Sketch for The Bride’s Burial, c.1859. Watercolour on paper, 8 3/4 x 7 1/4 inches (22.2 x 18.4 cm), in the collection of Tate Britain, reference no. NO4109 (image courtesy of the Art Fund).
The major influence on this work was J. E. Millais's Autumn Leaves that Storey had seen at the Royal Academy exhibition of 1856 and greatly admired. The influence of Millais's painting on its composition and palette is even more obvious in the early sketch than the finished painting. In his reminiscences Storey recalled the effect on young painters of the early work of Millais:
Notwithstanding much fault-finding these works sent all the younger men to nature, and had they done nothing else, they would have done more than all the lecturers, art-masters, art-critics, and the rest of our guides put together. But they did more than this, so it seems to me; they woke a new interest in art, showing that it is a living thing continually growing and throwing out new forms and fashions and ideas, new interpretations of nature, new combinations of colour, and new methods of workmanship … Millais' admirers did not copy Millais's pictures, they only tried to copy nature as he did. [105-06]
Storey acknowledged his own debt to Millais in his Sketches from Memory: "Some three or four years after my 'ugly group,' [A Family Portrait] and after seeing Millais' most poetical Autumn Leaves, I painted The Bride's Burial, or The Burial of Juliet, a picture that was lately exhibited at Messrs. Shepherd's gallery, and of which several critics said some kind things" (106).
When the work was exhibited at the Royal Academy the critic of The Athenaeum found it an improvement over his previous submissions: "Mr. A. Storey [sic], in his Bride's Burial (831), is not very happy in his story, but his painting gets firmer, and in every way better" (683).

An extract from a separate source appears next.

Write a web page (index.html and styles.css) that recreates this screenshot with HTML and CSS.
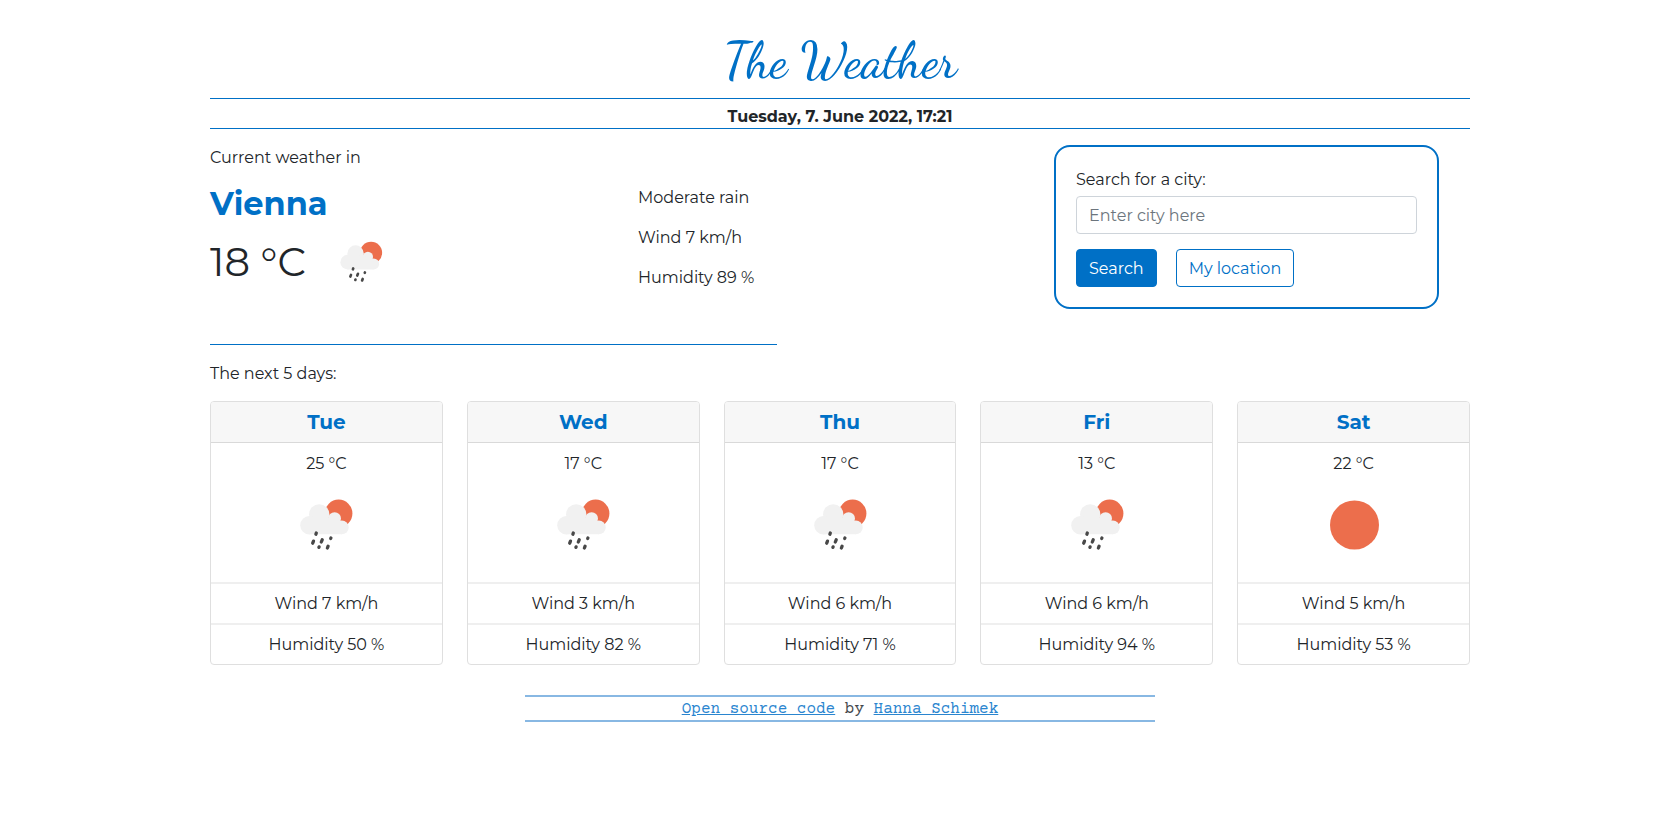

Percy Bate in his The English Pre-Raphaelite Painters published in 1910 included this painting as one of the works that showed Pre-Raphaelitism as a phase in Storey's early career. Bate also noted Storey's indebtedness to Millais: "The rich colour and close technique of these beautiful works betray the artist's admiration of the earlier pictures of Millais, and though this phase of inspiration has passed, the painter's canvases show to-day that the influence was, in his case, by no means an ephemeral one" (87-88).
Bibliography
19th Century European Art. London: Sotheby's. (6 November 2014), lot 51.
Bate, Percy. The English Pre-Raphaelite Painters. London: G. Bell & Sons Ltd., 1910.
Christian, John. Victorian & British Impressionist Pictures. London: Christie's (December 15, 2010), lot 40, 26-27.
"Fine Arts. Royal Academy." The Athenaeum No. 1647 (21 May 1859): 682-84.
Pre-Raphaelite and Other Masters. The Andrew Lloyd Webber Collection. London: The Royal Academy of Arts (2003): cat. 75, 111.
Storey, G. A. Sketches from Memory. London: Chatto and Windus, 1899.